Robyn Tovey, GfK account executive, IT, finds that media tablet sales show no sign of slowing down, while ultrathins are also doing well in the mobile computing sector…
The IT retail market, as tracked by GfK, is up 1.3 per cent in volume growth in October. Media tablets are currently the strongest growth area, with 134 per cent volume growth and 80 per cent value growth year on year.
Due to the ongoing success of media tablets, the opportunity for other brands to enter the market has arisen. In the month of October, we can now see 45 per cent more brands competing in the market from the corresponding month of last year. We also can see a 156 per cent growth on the number of different tablets available.
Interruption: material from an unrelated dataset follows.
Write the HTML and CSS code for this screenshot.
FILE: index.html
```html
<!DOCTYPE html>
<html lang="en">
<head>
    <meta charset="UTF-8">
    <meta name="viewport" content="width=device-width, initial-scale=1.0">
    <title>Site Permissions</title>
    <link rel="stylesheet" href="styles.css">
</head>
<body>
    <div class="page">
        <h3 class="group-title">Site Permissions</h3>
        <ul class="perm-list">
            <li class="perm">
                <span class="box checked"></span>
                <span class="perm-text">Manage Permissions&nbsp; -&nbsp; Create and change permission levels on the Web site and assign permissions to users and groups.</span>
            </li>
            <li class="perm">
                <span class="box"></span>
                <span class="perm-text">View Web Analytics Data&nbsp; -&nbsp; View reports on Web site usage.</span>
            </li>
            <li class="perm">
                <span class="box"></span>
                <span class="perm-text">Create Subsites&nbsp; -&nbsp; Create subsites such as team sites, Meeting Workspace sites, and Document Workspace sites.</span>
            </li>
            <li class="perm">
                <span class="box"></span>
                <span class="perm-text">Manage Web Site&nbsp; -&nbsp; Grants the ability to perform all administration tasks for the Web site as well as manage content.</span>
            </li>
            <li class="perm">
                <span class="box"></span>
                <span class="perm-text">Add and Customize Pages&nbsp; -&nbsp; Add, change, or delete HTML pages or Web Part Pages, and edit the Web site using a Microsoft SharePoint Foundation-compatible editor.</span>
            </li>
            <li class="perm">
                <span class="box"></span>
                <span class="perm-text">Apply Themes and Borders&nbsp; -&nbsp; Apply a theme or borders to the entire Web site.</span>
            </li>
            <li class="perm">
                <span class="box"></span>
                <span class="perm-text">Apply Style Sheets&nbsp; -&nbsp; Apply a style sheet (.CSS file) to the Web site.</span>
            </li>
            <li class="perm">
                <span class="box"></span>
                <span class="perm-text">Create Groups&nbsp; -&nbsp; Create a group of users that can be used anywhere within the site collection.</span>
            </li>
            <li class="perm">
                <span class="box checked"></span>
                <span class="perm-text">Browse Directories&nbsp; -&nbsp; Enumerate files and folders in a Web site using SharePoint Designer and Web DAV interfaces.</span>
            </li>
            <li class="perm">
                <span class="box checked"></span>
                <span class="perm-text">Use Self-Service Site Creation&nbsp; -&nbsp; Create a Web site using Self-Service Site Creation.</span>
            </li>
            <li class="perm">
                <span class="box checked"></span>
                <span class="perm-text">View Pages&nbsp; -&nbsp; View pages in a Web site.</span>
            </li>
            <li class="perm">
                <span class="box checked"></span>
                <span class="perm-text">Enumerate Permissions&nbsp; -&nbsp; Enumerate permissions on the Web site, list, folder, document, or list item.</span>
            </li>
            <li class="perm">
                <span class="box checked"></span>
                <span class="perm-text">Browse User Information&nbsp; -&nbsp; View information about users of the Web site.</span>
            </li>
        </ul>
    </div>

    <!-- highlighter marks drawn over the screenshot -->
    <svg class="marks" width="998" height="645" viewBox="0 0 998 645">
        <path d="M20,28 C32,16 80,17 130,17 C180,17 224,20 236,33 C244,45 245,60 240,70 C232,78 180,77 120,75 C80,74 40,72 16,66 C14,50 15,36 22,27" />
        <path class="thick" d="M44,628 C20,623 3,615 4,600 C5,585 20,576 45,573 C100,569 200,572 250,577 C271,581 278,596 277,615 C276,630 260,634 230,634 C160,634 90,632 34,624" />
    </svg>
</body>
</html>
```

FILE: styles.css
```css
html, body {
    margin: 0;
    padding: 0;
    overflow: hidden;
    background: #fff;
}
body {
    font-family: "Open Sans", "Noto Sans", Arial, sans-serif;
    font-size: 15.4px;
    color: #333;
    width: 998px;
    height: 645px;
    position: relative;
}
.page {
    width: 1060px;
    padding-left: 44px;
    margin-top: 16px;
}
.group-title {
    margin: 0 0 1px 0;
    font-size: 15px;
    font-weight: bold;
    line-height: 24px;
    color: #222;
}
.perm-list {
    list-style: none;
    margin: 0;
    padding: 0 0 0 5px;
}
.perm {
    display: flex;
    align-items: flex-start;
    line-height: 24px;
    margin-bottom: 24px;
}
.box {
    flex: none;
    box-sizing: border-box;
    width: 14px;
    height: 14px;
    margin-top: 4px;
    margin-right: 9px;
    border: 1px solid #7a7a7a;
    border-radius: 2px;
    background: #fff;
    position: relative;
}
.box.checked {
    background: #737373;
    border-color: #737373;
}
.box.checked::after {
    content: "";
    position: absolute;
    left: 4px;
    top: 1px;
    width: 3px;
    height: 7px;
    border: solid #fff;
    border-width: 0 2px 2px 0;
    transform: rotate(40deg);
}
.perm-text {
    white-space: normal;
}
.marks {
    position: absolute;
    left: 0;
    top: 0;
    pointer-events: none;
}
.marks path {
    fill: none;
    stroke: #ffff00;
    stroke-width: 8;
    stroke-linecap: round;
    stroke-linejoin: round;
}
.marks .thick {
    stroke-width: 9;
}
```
Furthermore, the average selling price of media tablets has declined 23 per cent year on year, largely due to the availability of smaller devices.
The growing success of media tablets has had a knock-on effect on notebook sales, which displayed a year-on-year decline of 18 per cent. Consequentially, volume sales of media tablets are 28 per cent higher than notebooks. With no indication of imminent market saturation, coupled with the aforementioned price drop, it is expected that the media tablets domain will continue to grow.
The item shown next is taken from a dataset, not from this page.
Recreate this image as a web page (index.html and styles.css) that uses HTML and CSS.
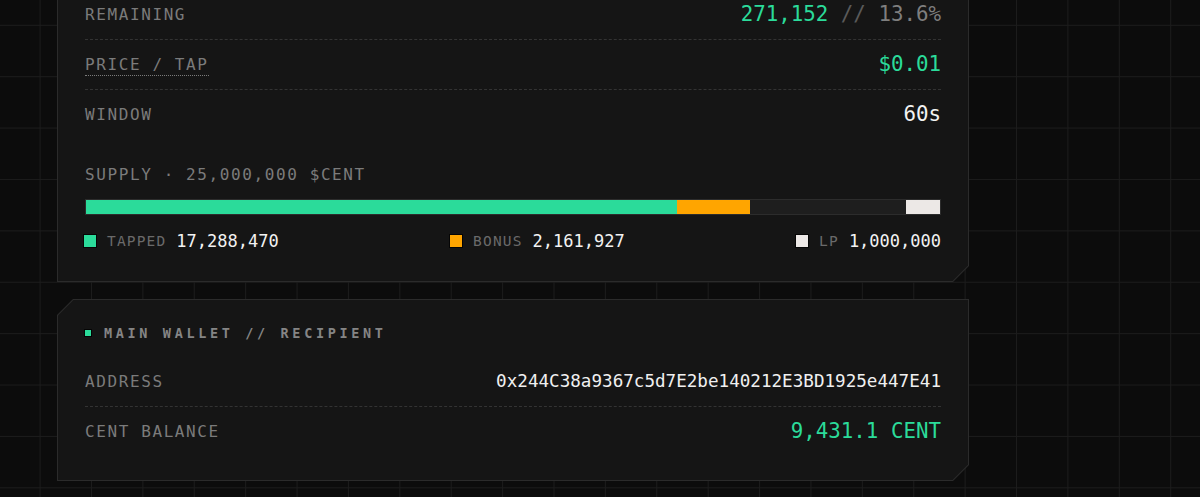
FILE: index.html
```html
<!DOCTYPE html>
<html lang="en">
<head>
  <meta charset="UTF-8">
  <meta name="viewport" content="width=device-width, initial-scale=1.0">
  <title>CENT Tap Sale</title>
  <link rel="stylesheet" href="styles.css">
</head>
<body>
  <main class="stack">

    <!-- Sale status -->
    <section class="card card-sale">
      <div class="card-body">
        <div class="rows">
          <div class="stat-row">
            <span class="stat-label">Remaining</span>
            <span class="stat-value"><span class="accent">271,152</span> <span class="slash">//</span> <span class="muted">13.6%</span></span>
          </div>
          <div class="stat-row">
            <span class="stat-label"><abbr class="hint" title="Price paid for each tap">Price / Tap</abbr></span>
            <span class="stat-value accent">$0.01</span>
          </div>
          <div class="stat-row">
            <span class="stat-label">Window</span>
            <span class="stat-value">60s</span>
          </div>
        </div>

        <div class="supply">
          <div class="supply-title">Supply · 25,000,000 $CENT</div>
          <div class="supply-bar">
            <span class="seg seg-tapped" style="width: 69.15%"></span>
            <span class="seg seg-bonus" style="width: 8.65%"></span>
            <span class="seg seg-lp" style="width: 4%"></span>
          </div>
          <ul class="legend">
            <li><i class="dot dot-tapped"></i><span class="legend-label">Tapped</span><span class="legend-value">17,288,470</span></li>
            <li><i class="dot dot-bonus"></i><span class="legend-label">Bonus</span><span class="legend-value">2,161,927</span></li>
            <li><i class="dot dot-lp"></i><span class="legend-label">LP</span><span class="legend-value">1,000,000</span></li>
          </ul>
        </div>
      </div>
    </section>

    <!-- Wallet -->
    <section class="card">
      <div class="card-body">
        <h2 class="card-title"><i class="title-dot"></i>Main Wallet // Recipient</h2>
        <div class="rows rows-spaced">
          <div class="stat-row">
            <span class="stat-label">Address</span>
            <span class="address">0x244C38a9367c5d7E2be140212E3BD1925e447E41</span>
          </div>
          <div class="stat-row">
            <span class="stat-label">Cent Balance</span>
            <span class="stat-value accent">9,431.1 CENT</span>
          </div>
        </div>
      </div>
    </section>

  </main>
</body>
</html>
```

FILE: styles.css
```css
* { box-sizing: border-box; }

body {
  margin: 0;
  font-family: "DejaVu Sans Mono", "Liberation Mono", monospace;
  color: #f0f0f0;
  background-color: #0c0c0c;
  background-image:
    linear-gradient(90deg, #1c1c1c 1px, transparent 1px),
    linear-gradient(#1c1c1c 1px, transparent 1px);
  background-size: 51.4px 51.4px;
  background-position: 39.6px 24.8px;
}

.stack {
  padding-left: 57px;
  width: 969px;
  display: flex;
  flex-direction: column;
  gap: 17px;
}

/* chamfered card: outer = border colour, inner = fill */
.card {
  padding: 1px;
  background: #2b2b2b;
  clip-path: polygon(16px 0, 100% 0, 100% calc(100% - 16px), calc(100% - 16px) 100%, 0 100%, 0 16px);
}

.card-body {
  background: #151515;
  padding: 24px 27px 24px;
  clip-path: polygon(15.4px 0, 100% 0, 100% calc(100% - 15.4px), calc(100% - 15.4px) 100%, 0 100%, 0 15.4px);
}

/* page is scrolled: top of the first card is above the fold */
.card-sale {
  margin-top: -40px;
}

.card-sale .card-body {
  padding-top: 29px;
  padding-bottom: 30px;
}

.stat-row {
  display: flex;
  justify-content: space-between;
  align-items: center;
  padding: 12px 0;
  line-height: 25px;
  border-bottom: 1px dashed #333;
}

.stat-row:last-child {
  border-bottom: none;
}

.stat-label {
  font-size: 16px;
  letter-spacing: 0.1em;
  text-transform: uppercase;
  color: #7b7b7b;
}

.hint {
  text-decoration: none;
  border-bottom: 1px dotted #7b7b7b;
  padding-bottom: 1px;
  cursor: help;
}

.stat-value {
  font-size: 20.8px;
  color: #f2f2f2;
}

.accent { color: #2bdb9a; }
.slash { color: #5a5a5a; }
.muted { color: #7e7e7e; }

.supply {
  margin-top: 26px;
}

.supply-title {
  font-size: 16px;
  line-height: 20px;
  letter-spacing: 0.1em;
  text-transform: uppercase;
  color: #7b7b7b;
}

.supply-bar {
  display: flex;
  height: 16px;
  margin-top: 14px;
  border: 1px solid #2c2c2c;
  background: #1e1e1e;
}

.seg { display: block; height: 100%; }
.seg-tapped { background: #2bdb9a; }
.seg-bonus { background: #ffa500; }
.seg-lp { background: #ece8e6; margin-left: auto; }

.legend {
  list-style: none;
  margin: 16px 0 0 -1px;
  padding: 0;
  display: flex;
  justify-content: space-between;
  line-height: 20px;
}

.legend li {
  display: flex;
  align-items: center;
}

.dot {
  width: 12px;
  height: 12px;
  margin-right: 11px;
  box-shadow: 0 0 0 1px #050505;
}

.dot-tapped { background: #2bdb9a; }
.dot-bonus { background: #ffa500; }
.dot-lp { background: #ece8e6; }

.legend-label {
  font-size: 14.5px;
  letter-spacing: 0.08em;
  text-transform: uppercase;
  color: #6a6a6a;
  margin-right: 10px;
}

.legend-value {
  font-size: 17px;
  color: #f2f2f2;
}

.card-title {
  display: flex;
  align-items: center;
  margin: 0;
  font-size: 13.5px;
  line-height: 18px;
  font-weight: bold;
  letter-spacing: 0.27em;
  text-transform: uppercase;
  color: #858585;
}

.title-dot {
  width: 6px;
  height: 6px;
  margin: 0 13px 0 0;
  background: #2bdb9a;
  box-shadow: 0 0 0 1px #050505;
}

.rows-spaced {
  margin-top: 15px;
}

.address {
  font-size: 17.6px;
  color: #f0f0f0;
}
```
There is hope for mobile computing in the form of the ultrathin computer. With a volume growth of 691 per cent this October compared to the corresponding month of 2011, ultrathin computers are adding buoyancy to mobile computing growth. Early trends show that average selling price reductions in 2012 have led to a spike in sales. Subsequently, ultrathins’ two per cent share of the Mobile Computing Retail panel volume in October 2011 has risen to ten per cent this October. Competitive pricing could be the catalyst to spur ultrathins into the mobile computing top spot. October 2012 saw an average selling price year on year decline of 48.9 per cent, bringing ultrathins to the lowest average price to date. Earlier this year, ultrathins were selling for twice the amount of their bulkier counterparts, but they now boast an average selling price of only £100 more.
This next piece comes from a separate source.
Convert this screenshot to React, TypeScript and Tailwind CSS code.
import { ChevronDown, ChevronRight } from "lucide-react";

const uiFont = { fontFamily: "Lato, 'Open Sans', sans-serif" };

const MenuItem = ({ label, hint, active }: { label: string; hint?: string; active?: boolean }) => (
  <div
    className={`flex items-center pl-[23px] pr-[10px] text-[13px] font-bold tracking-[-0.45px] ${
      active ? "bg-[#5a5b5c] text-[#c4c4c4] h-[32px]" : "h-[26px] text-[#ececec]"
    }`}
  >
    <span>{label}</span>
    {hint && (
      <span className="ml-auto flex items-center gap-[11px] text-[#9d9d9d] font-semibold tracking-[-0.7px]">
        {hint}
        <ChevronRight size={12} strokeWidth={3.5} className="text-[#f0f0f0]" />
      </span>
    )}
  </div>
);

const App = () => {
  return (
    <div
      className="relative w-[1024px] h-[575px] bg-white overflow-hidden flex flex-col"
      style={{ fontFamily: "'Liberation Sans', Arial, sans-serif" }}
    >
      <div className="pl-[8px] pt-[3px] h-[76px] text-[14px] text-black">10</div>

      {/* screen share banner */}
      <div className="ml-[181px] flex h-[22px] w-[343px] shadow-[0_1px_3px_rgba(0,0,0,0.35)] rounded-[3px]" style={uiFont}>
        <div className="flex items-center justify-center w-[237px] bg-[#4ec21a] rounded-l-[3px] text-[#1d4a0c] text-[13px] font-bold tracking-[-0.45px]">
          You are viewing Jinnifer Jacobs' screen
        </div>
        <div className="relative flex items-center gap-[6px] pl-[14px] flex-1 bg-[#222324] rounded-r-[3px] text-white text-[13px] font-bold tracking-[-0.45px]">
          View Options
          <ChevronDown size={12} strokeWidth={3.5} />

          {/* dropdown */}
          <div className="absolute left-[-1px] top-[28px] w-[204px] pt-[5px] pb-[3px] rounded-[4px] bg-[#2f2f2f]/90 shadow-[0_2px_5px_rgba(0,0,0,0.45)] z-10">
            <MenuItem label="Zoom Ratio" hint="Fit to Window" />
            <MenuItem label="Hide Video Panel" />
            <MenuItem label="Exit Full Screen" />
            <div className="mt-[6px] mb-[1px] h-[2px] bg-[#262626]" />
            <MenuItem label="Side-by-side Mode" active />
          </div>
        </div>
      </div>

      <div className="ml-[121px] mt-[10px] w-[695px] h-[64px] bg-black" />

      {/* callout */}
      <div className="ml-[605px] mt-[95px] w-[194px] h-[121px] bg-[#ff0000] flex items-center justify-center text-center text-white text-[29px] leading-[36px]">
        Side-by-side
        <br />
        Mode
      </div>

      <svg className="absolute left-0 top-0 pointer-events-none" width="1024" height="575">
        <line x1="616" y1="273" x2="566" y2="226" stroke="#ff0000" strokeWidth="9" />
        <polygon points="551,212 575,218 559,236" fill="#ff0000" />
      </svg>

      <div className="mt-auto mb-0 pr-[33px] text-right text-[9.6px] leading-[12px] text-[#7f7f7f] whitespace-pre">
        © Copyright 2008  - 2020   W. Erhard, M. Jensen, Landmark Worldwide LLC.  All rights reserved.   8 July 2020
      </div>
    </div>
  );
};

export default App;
On the other end of the spectrum, netbooks seem to be continuing their fall. We witnessed a 40.7 per cent volume decline in October, even though October saw the most monthly netbook sales in 2012. The contributing factors of this enduring decline are multifold. There are 28.6 per cent less brands and 54.6 per cent less models available this October when compared to last October. In addition, the install base for netbooks is significant, suggesting that most of those who want a netbook already have one. Media tablets are also catching up in ability and price, while surpassing in sleekness. Finally, the price range gap between netbooks and notebooks has been largely abridged, to the effect that consumer selection of the netbook for money saving reasons is becoming less and less likely.